Now we are six. Three from Kenya, and three Rwandese. We fled our countries and came into exile after our lives were threatened back home. The Kenyan lady, she was arrested because she was caught with another girl and they were having sex, somewhere in Mombasa. When she got out on bail, that’s when she fled.

Our fellow refugees from Rwanda were attacked by homophobic neighbors. One Rwandan is a trans woman. The family is really after her because they were saying she brought shame to them. “Why is he dressing like a woman, applying makeup and all that?” They brought people to beat her up—in fact, the whole family beat her up.

Most of this violence, it’s not state-sponsored violence. It’s our families that are propagating this violence.
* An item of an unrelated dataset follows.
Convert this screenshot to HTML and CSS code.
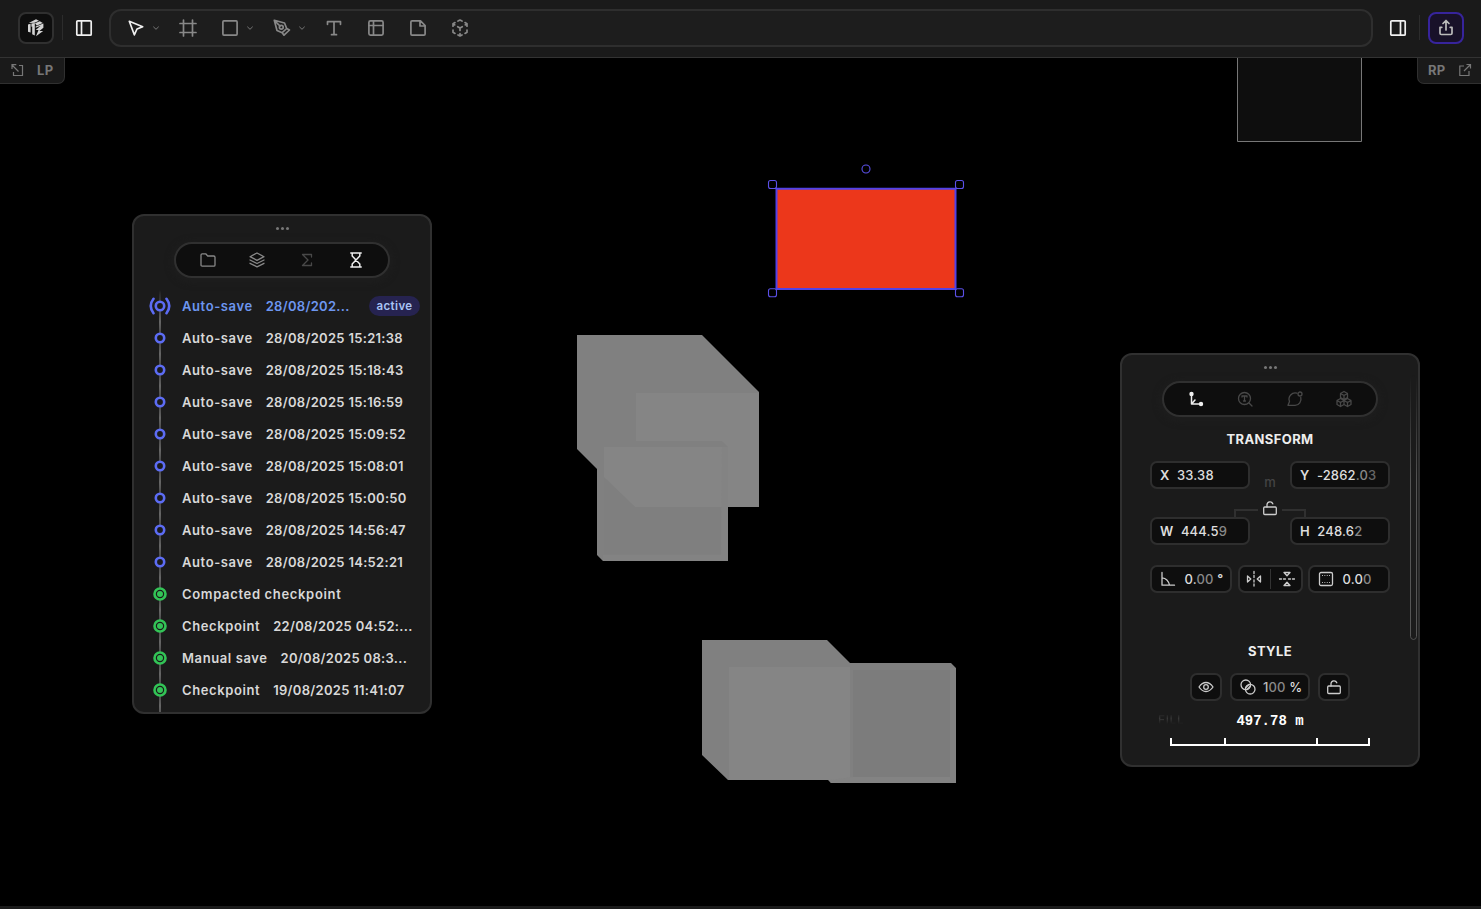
FILE: index.html
```
<!DOCTYPE html>
<html lang="en">
<head>
<meta charset="utf-8">
<title>Design editor</title>
<link rel="stylesheet" href="styles.css">
</head>
<body>
<header class="topbar">
  <button class="logo"><svg width="20" height="20" viewBox="0 0 20 20"><path fill="#d4d4d4" d="M2 6.500 4.600 5.800V14.500L2 13.800zM5.400 5.600 8.800 5v12.400L6.200 16.200V8.500l-.8.200zM2.800 5 10 1.300l3 1.500-4.500 2zM9 5.300l4.800-2.100L16.800 5l-6 2.400zM9.700 8.600l7.700-3v4.200L13.400 13h3.800l-7.200 5.300 2.500-6.300H9.700l5-4.200-5 2z"/></svg></button>
  <i class="rule"></i>
  <button class="toggle"><svg class="ic bright" width="20" height="20" viewBox="0 0 20 20"><rect x="2.800" y="2.800" width="14.400" height="14.400" rx="1"/><path d="M7.500 3v14"/></svg></button>
  <nav class="tools">
    <svg class="ic bright" width="20" height="20" viewBox="0 0 20 20"><path d="m3.300 3.300 13.400 5.400-5.700 2.300-2.700 5.800z"/></svg>
    <svg class="chev" viewBox="0 0 8 8"><path d="m1.300 2.700 2.700 2.600 2.700-2.600"/></svg>
    <svg class="ic frame" width="20" height="20" viewBox="0 0 20 20"><path d="M5.500 2v16M14.500 2v16M2 5.500h16M2 14.500h16"/></svg>
    <svg class="ic" width="20" height="20" viewBox="0 0 20 20"><rect x="2.900" y="2.900" width="14.200" height="14.200" rx="1"/></svg>
    <svg class="chev" viewBox="0 0 8 8"><path d="m1.300 2.700 2.700 2.600 2.700-2.600"/></svg>
    <svg class="ic" width="20" height="20" viewBox="0 0 20 20"><path d="M2.300 2.300 12.500 5l2.200 5.500-4.500 4.200L5 12.500zM2.300 2.300 8 8M10.200 14.700l1.800 2.500 5.500-5.200-2.800-1.500"/><circle cx="9.300" cy="9.300" r="1.900"/></svg>
    <svg class="chev" viewBox="0 0 8 8"><path d="m1.300 2.700 2.700 2.600 2.700-2.600"/></svg>
    <svg class="ic" width="20" height="20" viewBox="0 0 20 20"><path d="M3.500 6.300V3.700h13v2.600M10 3.700v13M7.500 16.700h5"/></svg>
    <svg class="ic" width="20" height="20" viewBox="0 0 20 20"><rect x="2.900" y="2.900" width="14.200" height="14.200" rx="1.500"/><path d="M7.500 3v14M3 7.500h14"/></svg>
    <svg class="ic" width="20" height="20" viewBox="0 0 20 20"><path d="M4 2.900h8.500L17.100 7.500V16q0 1.100-1.100 1.100H4q-1.100 0-1.100-1.100V4q0-1.100 1.100-1.100zM12 3v5h5"/></svg>
    <svg class="ic" width="20" height="20" viewBox="0 0 20 20"><path d="M8 3 10 2l2 1M15 4.600 17 5.800v2.400M17 12v2.200l-2 1.200M12 17l-2 1-2-1M5 15.400l-2-1.200V12M3 8.200V5.800l2-1.200M7.700 8.700 10 10l2.300-1.300M10 10v2.500M10 15.500V18M3 5.800l1.800 1.100M17 5.800l-1.800 1.100"/></svg>
  </nav>
  <button class="toggle"><svg class="ic bright" width="20" height="20" viewBox="0 0 20 20"><rect x="2.800" y="2.800" width="14.400" height="14.400" rx="1"/><path d="M12.500 3v14"/></svg></button>
  <i class="rule"></i>
  <button class="logo share"><svg class="ic" width="20" height="20" viewBox="0 0 20 20"><path d="M10 12V3.200M7 5.500l3-3 3 3M5.800 9.300H4v5.900q0 1.300 1.300 1.300h9.400q1.300 0 1.300-1.300V9.300h-1.800"/></svg></button>
</header>
<main class="stage">
  <svg class="canvas" width="1481" height="851" viewBox="0 58 1481 851">
    <path fill="#0e0e0e" stroke="#777" d="M1237.500 50v91.500h124V50"/>
    <g>
      <path fill="#808080" d="M577 335h125l57 57v115h-31v54H603l-6-6v-86l-20-20z"/>
      <path fill="#858585" d="M636 393h123v114h-31v-60l-6-6h-86z"/>
      <path fill="#858585" d="M604 447h118v60h-87l-31-30z"/>
      <path fill="#7f7f7f" d="M604 478l31 29h86v47H604z"/>
      <path fill="#838383" d="M722 447h6v114H603v-6h118z"/>
    </g>
    <g>
      <path fill="#808080" d="M702 640h125l23 23h101l5 5v115H831l-3-3H728l-26-25z"/>
      <path fill="#858585" d="M729 667h121v113H729z"/>
      <path fill="#7c7c7c" d="M853 670h97v107h-97z"/>
      <path fill="#838383" d="M950 668h6v115H831l-2-3 24-3h97z"/>
    </g>
    <path fill="#ec371b" stroke="#5142e8" stroke-width="2" d="M776.500 188.800h179v100.200h-179z"/>
    <g fill="none" stroke="#5b50e8" stroke-width="1.100"><rect x="768.500" y="180.500" width="8" height="8" rx="2"/><rect x="955.500" y="180.500" width="8" height="8" rx="2"/><rect x="768.500" y="288.800" width="8" height="8" rx="2"/><rect x="955.500" y="288.800" width="8" height="8" rx="2"/><circle cx="866" cy="169" r="4"/></g>
  </svg>
  <div class="tab lp"><svg class="tic" viewBox="0 0 14 14"><path d="M2 6V1.700h4.300M2 2l6.500 6.500M9 2.500h3.500v10h-9V9"/></svg><span>LP</span></div>
  <div class="tab rp"><span>RP</span><svg class="tic" viewBox="0 0 14 14"><path d="M8.500 1.500h4v4M12.500 1.500 6 8M6 3H1.800v9.500H11V8"/></svg></div>

  <section class="panel history">
    <div class="grip"><i></i><i></i><i></i></div>
    <div class="pill">
      <svg class="pic" viewBox="0 0 18 18"><path d="M2 4q0-1.200 1.200-1.200h3.500l2 2.200h6Q16 5 16 6.200V14q0 1.200-1.200 1.200H3.200Q2 15.200 2 14z"/></svg>
      <svg class="pic" viewBox="0 0 18 18"><path d="m9 2 7 3.700-7 3.600-7-3.600zM2 9l7 3.500L16 9M2 12.300l7 3.500 7-3.500"/></svg>
      <svg class="pic off" viewBox="0 0 18 18"><path d="M13.500 6V3.500h-9L10 9l-5.500 5.500h9V12"/></svg>
      <svg class="pic on" viewBox="0 0 18 18"><path d="M3.800 2h10.400M3.800 16h10.400M5.200 2v3l7.600 8v3M12.800 2v3l-7.600 8v3"/></svg>
    </div>
    <ul class="log">
      <li class="cur"><svg class="dot" viewBox="0 0 24 24"><circle cx="12" cy="12" r="4.200"/><path d="M5.500 4.800q-5.500 7.200 0 14.400M18.500 4.800q5.500 7.200 0 14.400"/></svg><b>Auto-save</b><time class="cut">28/08/202...</time><em>active</em></li>
      <li><svg class="dot" viewBox="0 0 24 24"><circle cx="12" cy="12" r="4.200"/></svg><b>Auto-save</b><time>28/08/2025 15:21:38</time></li>
      <li><svg class="dot" viewBox="0 0 24 24"><circle cx="12" cy="12" r="4.200"/></svg><b>Auto-save</b><time>28/08/2025 15:18:43</time></li>
      <li><svg class="dot" viewBox="0 0 24 24"><circle cx="12" cy="12" r="4.200"/></svg><b>Auto-save</b><time>28/08/2025 15:16:59</time></li>
      <li><svg class="dot" viewBox="0 0 24 24"><circle cx="12" cy="12" r="4.200"/></svg><b>Auto-save</b><time>28/08/2025 15:09:52</time></li>
      <li><svg class="dot" viewBox="0 0 24 24"><circle cx="12" cy="12" r="4.200"/></svg><b>Auto-save</b><time>28/08/2025 15:08:01</time></li>
      <li><svg class="dot" viewBox="0 0 24 24"><circle cx="12" cy="12" r="4.200"/></svg><b>Auto-save</b><time>28/08/2025 15:00:50</time></li>
      <li><svg class="dot" viewBox="0 0 24 24"><circle cx="12" cy="12" r="4.200"/></svg><b>Auto-save</b><time>28/08/2025 14:56:47</time></li>
      <li><svg class="dot" viewBox="0 0 24 24"><circle cx="12" cy="12" r="4.200"/></svg><b>Auto-save</b><time>28/08/2025 14:52:21</time></li>
      <li class="saved"><svg class="dot" viewBox="0 0 24 24"><circle cx="12" cy="12" r="5.500"/><circle class="core" cx="12" cy="12" r="3"/></svg><b class="wide">Compacted checkpoint</b></li>
      <li class="saved"><svg class="dot" viewBox="0 0 24 24"><circle cx="12" cy="12" r="5.500"/><circle class="core" cx="12" cy="12" r="3"/></svg><b>Checkpoint</b><time>22/08/2025 04:52:...</time></li>
      <li class="saved"><svg class="dot" viewBox="0 0 24 24"><circle cx="12" cy="12" r="5.500"/><circle class="core" cx="12" cy="12" r="3"/></svg><b>Manual save</b><time>20/08/2025 08:3...</time></li>
      <li class="saved"><svg class="dot" viewBox="0 0 24 24"><circle cx="12" cy="12" r="5.500"/><circle class="core" cx="12" cy="12" r="3"/></svg><b>Checkpoint</b><time>19/08/2025 11:41:07</time></li>
    </ul>
  </section>

  <section class="panel props">
    <div class="grip"><i></i><i></i><i></i></div>
    <div class="pill">
      <svg class="pic on" viewBox="0 0 18 18"><path d="M4.500 4v10H14M4.500 14 8 10"/><path class="solid" d="M4.500 1.800a2.200 2.200 0 1 1 0 4.400 2.200 2.200 0 0 1 0-4.400zM14 11.800a2.200 2.200 0 1 1 0 4.400 2.200 2.200 0 0 1 0-4.400z"/></svg>
      <svg class="pic off" viewBox="0 0 18 18"><circle cx="8.500" cy="8.500" r="6"/><path d="m13 13 3 3M6 7V6h5v1M8.500 6v5M7.500 11h2"/></svg>
      <svg class="pic off" viewBox="0 0 18 18"><path d="M11 3.200A6.200 6.200 0 0 0 3.500 11.500L2 15.300H9A6.200 6.200 0 0 0 14.800 7.500"/><circle cx="14" cy="4" r="2"/></svg>
      <svg class="pic off" viewBox="0 0 18 18"><path d="m9 1.500 3.500 2v4L9 9.500l-3.500-2v-4zM5.500 8.500l3.500 2v4l-3.500 2-3.500-2v-4zM12.500 8.500l3.500 2v4l-3.500 2-3.500-2v-4zM5.500 3.500 9 5.500l3.500-2M9 5.500v4M2 10.500l3.500 2 3.500-2M5.500 12.500v4M9 10.500l3.500 2 3.500-2M12.500 12.500v4"/></svg>
    </div>
    <h2>TRANSFORM</h2>
    <div class="row pos"><label class="field"><b>X</b><span>33.38</span></label><span class="unit">m</span><label class="field"><b>Y</b><span>-2862<s>.0</s><s class="dim">3</s></span></label></div>
    <div class="link"><i class="l"></i><svg class="pic lock" viewBox="0 0 18 18"><rect x="2.700" y="8" width="12.600" height="7.500" rx="1"/><path d="M6 8V5.500a3 3 0 0 1 5.800-.7"/></svg><i class="r"></i></div>
    <div class="row"><label class="field"><b>W</b><span>444.5<s>9</s></span></label><label class="field"><b>H</b><span>248.6<s>2</s></span></label></div>
    <div class="row third">
      <label class="field sm"><svg class="pic lit" viewBox="0 0 18 18"><path d="M3 2.500v12.700h12.500M3 7.800q6 .5 7.500 7.400"/></svg><span>0.<s>00</s> <b>°</b></span></label>
      <div class="field flip"><svg class="pic lit" viewBox="0 0 18 18"><path d="M9 1.500v2M9 5.500v2M9 10v2M9 14v2M2.500 6v6l3.300-3zM15.500 6v6l-3.300-3z"/></svg><i></i><svg class="pic lit" viewBox="0 0 18 18"><path d="M1.500 9h2M5.500 9h2M10.500 9h2M14.500 9h2M6 2.500h6L9 5.800zM6 15.500h6l-3-3.300z"/></svg></div>
      <label class="field sm"><svg class="pic lit" viewBox="0 0 18 18"><rect x="2.500" y="2.500" width="13" height="13" rx="1.500"/><path stroke-width="1" d="M5.500 5.500h.1M7.800 5.500h.1M10.200 5.500h.1M12.500 5.500h.1M5.500 12.500h.1M7.800 12.500h.1M10.200 12.500h.1M12.500 12.500h.1"/></svg><span>0.0<s>0</s></span></label>
    </div>
    <h2 class="style">STYLE</h2>
    <div class="row styles">
      <div class="field box"><svg class="pic lit" viewBox="0 0 18 18"><path d="M2 9q3-4.500 7-4.500T16 9q-3 4.500-7 4.500T2 9z"/><circle cx="9" cy="9" r="2.300"/></svg></div>
      <div class="field opacity"><svg class="pic lit" viewBox="0 0 18 18"><circle cx="6.800" cy="6.800" r="4.800"/><circle cx="11.200" cy="11.200" r="4.800"/><path d="m6.500 10 3.500-3.500M8 11.500 11.500 8"/></svg><span><s class="mid">1</s><s>00</s> %</span></div>
      <div class="field box"><svg class="pic lit" viewBox="0 0 18 18"><rect x="2.700" y="8" width="12.600" height="7.500" rx="1"/><path d="M6 8V5.500a3 3 0 0 1 5.800-.7"/></svg></div>
    </div>
    <div class="foot"><span class="fill">FILL</span><span class="scale">497.78 m</span></div>
    <div class="ruler"><i></i><i></i><i></i></div>
    <i class="scroll"></i>
  </section>
</main>
</body>
</html>
```
FILE: styles.css
```
* { box-sizing: border-box; }
body { margin: 0; width: 1481px; height: 909px; overflow: hidden; background: #000; color: #ddd; font: 500 13px/16px Inter, sans-serif; display: flex; flex-direction: column; }
button { padding: 0; border: 0; background: none; display: flex; align-items: center; justify-content: center; }
svg { flex: none; display: block; }
.topbar { height: 58px; padding: 0 17px 2px 18px; background: #1a1a1a; border-bottom: 1px solid #333; display: flex; align-items: center; flex: none; }
.logo { width: 36px; height: 32px; border: 2px solid #303030; border-radius: 8px; background: #0e0e0e; }
.share { background: #181129; border-color: #37249c; }
.share .ic { stroke: #bbb; }
.rule { width: 1px; height: 25px; background: #2c2c2c; margin: 0 3px 0 8px; }
.toggle { width: 36px; height: 32px; margin: 0 7px 0 0; }
.tools { flex: 1; height: 38px; padding-left: 15px; border: 2px solid #2e2e2e; border-radius: 12px; background: #1d1d1d; display: flex; align-items: center; gap: 22px; }
.tools + .toggle { margin: 0 3px 0 7px; }
.toggle + .rule { margin: 0 8px 0 0; }
.ic { fill: none; stroke: #888; stroke-width: 1.700; stroke-linejoin: round; stroke-linecap: round; }
.bright { stroke: #f0f0f0; }
.chev { width: 8px; height: 8px; margin: 0 -4px 0 -16px; fill: none; stroke: #777; }
.stage { flex: 1; position: relative; border-bottom: 3px solid #1b1b1b; }
.canvas { position: absolute; inset: 0; }
.tab { position: absolute; top: 0; height: 26px; padding-bottom: 1px; background: #1a1a1a; border: 1px solid #303030; border-top: 0; display: flex; align-items: center; font-weight: 700; letter-spacing: .3px; color: #777; }
.lp { left: 0; width: 65px; border-left: 0; border-radius: 0 0 7px 0; padding-left: 10px; gap: 13px; }
.rp { right: 0; width: 64px; border-right: 0; border-radius: 0 0 0 7px; padding-left: 10px; gap: 12px; }
.tic { width: 14px; height: 14px; fill: none; stroke: #777; stroke-width: 1.200; }
.panel { position: absolute; width: 300px; background: #1b1b1b; border: 2px solid #303030; border-radius: 12px; display: flex; flex-direction: column; overflow: hidden; }
.history { left: 132px; top: 156px; height: 500px; }
.props { left: 1120px; top: 295px; height: 414px; align-items: center; }
.grip { display: flex; justify-content: center; gap: 2px; padding: 10.500px 0 12px; height: 26px; }
.grip i { width: 3px; height: 3px; border-radius: 50%; background: #777; }
.pill { width: 216px; height: 36px; flex: none; margin: 0 auto; border: 2px solid #303030; border-radius: 18px; background: #0e0e0e; display: flex; align-items: center; justify-content: space-between; padding: 0 23px; box-shadow: 0 2px 7px 2px #1e1e1e; }
.pic { width: 18px; height: 18px; fill: none; stroke: #888; stroke-width: 1.300; stroke-linejoin: round; stroke-linecap: round; }
.off { stroke: #484848; }
.on { stroke: #eee; stroke-width: 1.500; }
.solid { fill: #eee; stroke: none; }
.lit { stroke: #ccc; }
.log { list-style: none; margin: 12px 0 0; padding: 0; position: relative; height: 422px; background: linear-gradient(#1b1b1b, transparent 20px), repeating-linear-gradient(#666 0, #3c3c3c 16px, #666 32px); background-size: 2px 100%; background-position: 25px 0; background-repeat: no-repeat; }
.log li { height: 32px; padding-left: 14px; display: flex; align-items: center; white-space: pre; font-weight: 600; color: #d8d8d8; }
.dot { width: 24px; height: 24px; margin-right: 10px; fill: #1b1b1b; stroke: #5c6cf4; stroke-width: 2.600; stroke-linecap: round; }
.dot path { fill: none; }
.saved .dot { stroke: #32c456; }
.dot .core { fill: #32c456; stroke: none; }
.log b { font-weight: 600; margin-right: 13px; letter-spacing: .6px; }
.log .wide { letter-spacing: .660px; }
.log time { letter-spacing: .3px; }
.log .cur { color: #6d96ef; }
.log em { margin: 0 10px 0 auto; height: 20px; width: 51px; text-align: center; border-radius: 10px; background: #262350; color: #a9c3f5; font: 600 11.500px/20px Inter, sans-serif; letter-spacing: .4px; }
h2 { margin: 14px 0; font: 700 13px/16px Inter, sans-serif; letter-spacing: .4px; color: #eee; }
.row { width: 240px; display: flex; justify-content: space-between; align-items: center; position: relative; }
.field { height: 28px; width: 100px; border: 2px solid #2e2e2e; border-radius: 7px; background: #0e0e0e; padding: 0 8px; display: flex; align-items: center; gap: 7.500px; white-space: pre; letter-spacing: .15px; }
.field b { font-weight: 600; }
s { text-decoration: none; color: #888; }
.mid { color: #bbb; }
.dim { color: #666; }
.unit { color: #444; height: 28px; padding-top: 13px; }
.link { width: 72px; height: 28px; display: flex; justify-content: space-between; align-items: flex-end; }
.link i { width: 24px; height: 8px; border-top: 2px solid #303030; }
.link .l { border-left: 2px solid #303030; }
.link .r { border-right: 2px solid #303030; }
.lock { align-self: flex-start; margin-top: 10px; stroke: #ccc; }
.third { margin-top: 20px; }
.sm { width: 82px; padding: 0 7px; }
.flip { width: 65px; gap: 7px; padding: 0 5px; }
.flip i { width: 1px; height: 20px; background: #333; }
.style { margin: 50px 0 14px; }
.styles { width: 160px; }
.box { width: 32px; padding: 0; justify-content: center; }
.opacity { width: 80px; padding: 0 7px; gap: 6px; }
.foot { width: 240px; height: 20px; margin-top: 9px; position: relative; text-align: center; line-height: 20px; }
.fill { position: absolute; left: 8px; top: 0; font-size: 12px; letter-spacing: .6px; color: transparent; background: linear-gradient(#1b1b1b 20%, #383838 42%, #1b1b1b 70%); background-clip: text; }
.scale { font: 700 14px/20px "Liberation Mono", monospace; color: #fff; }
.ruler { width: 200px; height: 8px; margin-top: 8px; border: 2px solid #fff; border-top: 0; display: grid; grid-template-columns: 52px 92px 1fr; }
.ruler i + i { border-left: 2px solid #fff; }
.scroll { position: absolute; right: 1px; top: 20px; width: 7px; height: 265px; border-radius: 4px; border: 1px solid #555; -webkit-mask: linear-gradient(transparent, #000 40%); mask: linear-gradient(transparent, #000 40%); }
```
My case is rare. Not so many people flee from Kenya to this side. You think about your life in Kenya. In African countries, it is something that is universal. Wherever you are, homophobia is real. In Kenya, in Uganda, it’s the same. There is no place that is safe. The treatment we get in Uganda is worse than what we’re fleeing from. It’s like moving from the frying pan into the fire.

Nothing really has moved. The UN keeps promising they’re going to assist. They’ve written several communications to the government, that we should be formally denied, or that they should formally accept our asylum claims. The government has refused to give us any type of documentation.

At the police we’ve been taunted, humiliated, threatened with arrest and even deportation. In the past few days, Ugandan members of Parliament have been agitating to reintroduce the anti-homosexuality law.

I don’t think I can go back to Kenya. There I had friends, I had a job I had to walk away from, I had a house. That is where I grew up, those are the people I knew. I miss them, but there’s nothing I can do about it. I can’t take chances with my life.

I don’t want to stay in Uganda because the police officer, he took a photocopy of my ID. I don’t know what will happen if one day he comes to find out that I’m still here. I just want a country where it’s safe. Where you can’t be attacked due to your sexual orientation.


[1] Uganda’s maximum-security prison, which also houses death row inmates.